Short exercise
Search the material below for the word "components". Copy every line that has it.

Given material
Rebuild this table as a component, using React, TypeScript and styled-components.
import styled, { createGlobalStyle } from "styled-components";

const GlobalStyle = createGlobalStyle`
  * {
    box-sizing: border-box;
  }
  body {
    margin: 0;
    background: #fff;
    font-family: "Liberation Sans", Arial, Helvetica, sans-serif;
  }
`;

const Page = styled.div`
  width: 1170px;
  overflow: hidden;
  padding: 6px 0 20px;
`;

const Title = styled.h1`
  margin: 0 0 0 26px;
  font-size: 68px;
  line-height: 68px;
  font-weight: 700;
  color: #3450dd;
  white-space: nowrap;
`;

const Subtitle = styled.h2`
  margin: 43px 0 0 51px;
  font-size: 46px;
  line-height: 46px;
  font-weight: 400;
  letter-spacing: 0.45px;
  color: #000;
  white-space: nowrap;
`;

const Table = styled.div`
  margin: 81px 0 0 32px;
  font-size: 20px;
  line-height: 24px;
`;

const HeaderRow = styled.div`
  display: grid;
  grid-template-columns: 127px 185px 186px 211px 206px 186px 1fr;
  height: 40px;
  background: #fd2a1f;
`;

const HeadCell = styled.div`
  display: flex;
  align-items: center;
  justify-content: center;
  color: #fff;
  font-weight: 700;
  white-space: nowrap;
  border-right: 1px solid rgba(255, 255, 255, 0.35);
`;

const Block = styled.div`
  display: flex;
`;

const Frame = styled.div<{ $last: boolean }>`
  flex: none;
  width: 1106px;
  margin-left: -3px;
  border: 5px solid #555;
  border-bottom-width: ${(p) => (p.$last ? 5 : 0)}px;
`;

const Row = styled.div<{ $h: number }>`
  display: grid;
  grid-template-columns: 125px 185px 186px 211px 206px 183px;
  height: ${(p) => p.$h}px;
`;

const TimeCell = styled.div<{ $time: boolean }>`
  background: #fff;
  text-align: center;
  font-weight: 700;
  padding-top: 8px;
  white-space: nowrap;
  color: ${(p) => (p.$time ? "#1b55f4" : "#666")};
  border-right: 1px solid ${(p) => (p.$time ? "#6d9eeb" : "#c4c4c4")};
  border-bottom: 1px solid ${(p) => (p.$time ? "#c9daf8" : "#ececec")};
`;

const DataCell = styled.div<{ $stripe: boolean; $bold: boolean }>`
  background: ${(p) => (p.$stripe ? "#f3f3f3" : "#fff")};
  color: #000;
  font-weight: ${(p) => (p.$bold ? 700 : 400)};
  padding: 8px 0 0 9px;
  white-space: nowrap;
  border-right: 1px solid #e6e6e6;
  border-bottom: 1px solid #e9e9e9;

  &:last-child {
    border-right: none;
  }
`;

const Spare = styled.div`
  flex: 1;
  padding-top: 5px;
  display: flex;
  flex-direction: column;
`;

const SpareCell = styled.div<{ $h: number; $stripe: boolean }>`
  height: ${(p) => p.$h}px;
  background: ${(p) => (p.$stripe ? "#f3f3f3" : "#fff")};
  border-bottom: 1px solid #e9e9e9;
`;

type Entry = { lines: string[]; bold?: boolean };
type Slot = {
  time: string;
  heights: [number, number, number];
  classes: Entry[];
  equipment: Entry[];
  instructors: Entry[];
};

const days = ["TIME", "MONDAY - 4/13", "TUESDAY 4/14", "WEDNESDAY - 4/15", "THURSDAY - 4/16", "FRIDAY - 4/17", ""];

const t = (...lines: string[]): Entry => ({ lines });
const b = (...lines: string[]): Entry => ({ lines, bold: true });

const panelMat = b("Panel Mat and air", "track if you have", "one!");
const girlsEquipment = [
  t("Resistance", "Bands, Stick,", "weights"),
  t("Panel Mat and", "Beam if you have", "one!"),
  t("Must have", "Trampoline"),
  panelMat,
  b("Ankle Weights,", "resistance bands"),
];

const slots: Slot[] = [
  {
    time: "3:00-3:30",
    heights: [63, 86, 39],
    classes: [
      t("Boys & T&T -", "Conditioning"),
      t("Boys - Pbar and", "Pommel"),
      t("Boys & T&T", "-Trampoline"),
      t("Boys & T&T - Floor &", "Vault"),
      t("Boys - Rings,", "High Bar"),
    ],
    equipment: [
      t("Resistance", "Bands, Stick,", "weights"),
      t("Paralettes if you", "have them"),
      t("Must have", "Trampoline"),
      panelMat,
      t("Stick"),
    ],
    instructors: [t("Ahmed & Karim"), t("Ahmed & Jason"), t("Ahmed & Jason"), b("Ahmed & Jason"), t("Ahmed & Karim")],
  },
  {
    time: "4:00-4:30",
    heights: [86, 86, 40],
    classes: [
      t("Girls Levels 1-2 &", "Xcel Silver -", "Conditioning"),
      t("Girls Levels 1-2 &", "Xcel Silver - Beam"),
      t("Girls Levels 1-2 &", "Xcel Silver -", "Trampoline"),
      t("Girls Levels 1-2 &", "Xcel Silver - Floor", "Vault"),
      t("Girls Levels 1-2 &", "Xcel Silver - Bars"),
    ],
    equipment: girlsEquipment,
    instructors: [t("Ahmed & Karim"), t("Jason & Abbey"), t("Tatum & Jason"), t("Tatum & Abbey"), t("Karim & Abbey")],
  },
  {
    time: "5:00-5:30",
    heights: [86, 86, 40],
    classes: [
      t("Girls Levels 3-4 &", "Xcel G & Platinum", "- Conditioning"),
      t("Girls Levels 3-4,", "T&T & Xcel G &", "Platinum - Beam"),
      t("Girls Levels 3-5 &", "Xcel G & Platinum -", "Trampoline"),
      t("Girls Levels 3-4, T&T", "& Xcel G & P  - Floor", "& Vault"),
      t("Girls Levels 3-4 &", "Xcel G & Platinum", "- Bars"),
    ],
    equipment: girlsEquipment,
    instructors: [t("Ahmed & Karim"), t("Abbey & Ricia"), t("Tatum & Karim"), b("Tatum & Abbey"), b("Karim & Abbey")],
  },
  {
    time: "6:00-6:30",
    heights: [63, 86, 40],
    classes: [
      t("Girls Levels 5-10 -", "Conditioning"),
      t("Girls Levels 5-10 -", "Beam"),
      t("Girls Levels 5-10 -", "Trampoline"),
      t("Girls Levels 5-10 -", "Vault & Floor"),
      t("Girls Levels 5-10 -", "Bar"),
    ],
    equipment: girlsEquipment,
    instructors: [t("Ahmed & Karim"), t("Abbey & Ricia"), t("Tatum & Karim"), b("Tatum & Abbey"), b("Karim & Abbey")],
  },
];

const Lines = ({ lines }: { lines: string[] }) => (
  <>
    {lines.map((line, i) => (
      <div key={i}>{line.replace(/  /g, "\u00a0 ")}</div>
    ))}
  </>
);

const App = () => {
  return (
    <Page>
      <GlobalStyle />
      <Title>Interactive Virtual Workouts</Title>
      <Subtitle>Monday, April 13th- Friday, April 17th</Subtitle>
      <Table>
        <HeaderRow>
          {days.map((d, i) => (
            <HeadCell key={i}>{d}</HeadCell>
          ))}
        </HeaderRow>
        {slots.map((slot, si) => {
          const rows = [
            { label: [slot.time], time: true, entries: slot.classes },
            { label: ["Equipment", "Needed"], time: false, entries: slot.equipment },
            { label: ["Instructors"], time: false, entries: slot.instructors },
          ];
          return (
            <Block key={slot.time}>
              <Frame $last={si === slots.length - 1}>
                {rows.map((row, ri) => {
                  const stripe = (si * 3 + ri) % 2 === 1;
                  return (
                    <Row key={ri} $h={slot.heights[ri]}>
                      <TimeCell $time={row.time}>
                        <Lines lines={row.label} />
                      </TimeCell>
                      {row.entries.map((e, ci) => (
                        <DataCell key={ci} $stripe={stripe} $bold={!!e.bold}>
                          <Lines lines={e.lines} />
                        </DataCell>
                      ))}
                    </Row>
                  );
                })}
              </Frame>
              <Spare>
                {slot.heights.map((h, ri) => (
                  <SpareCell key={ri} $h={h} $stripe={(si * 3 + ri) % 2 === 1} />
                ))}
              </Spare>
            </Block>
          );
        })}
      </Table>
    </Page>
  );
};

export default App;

Problem solution
Rebuild this table as a component, using React, TypeScript and styled-components.
import styled, { createGlobalStyle } from "styled-components";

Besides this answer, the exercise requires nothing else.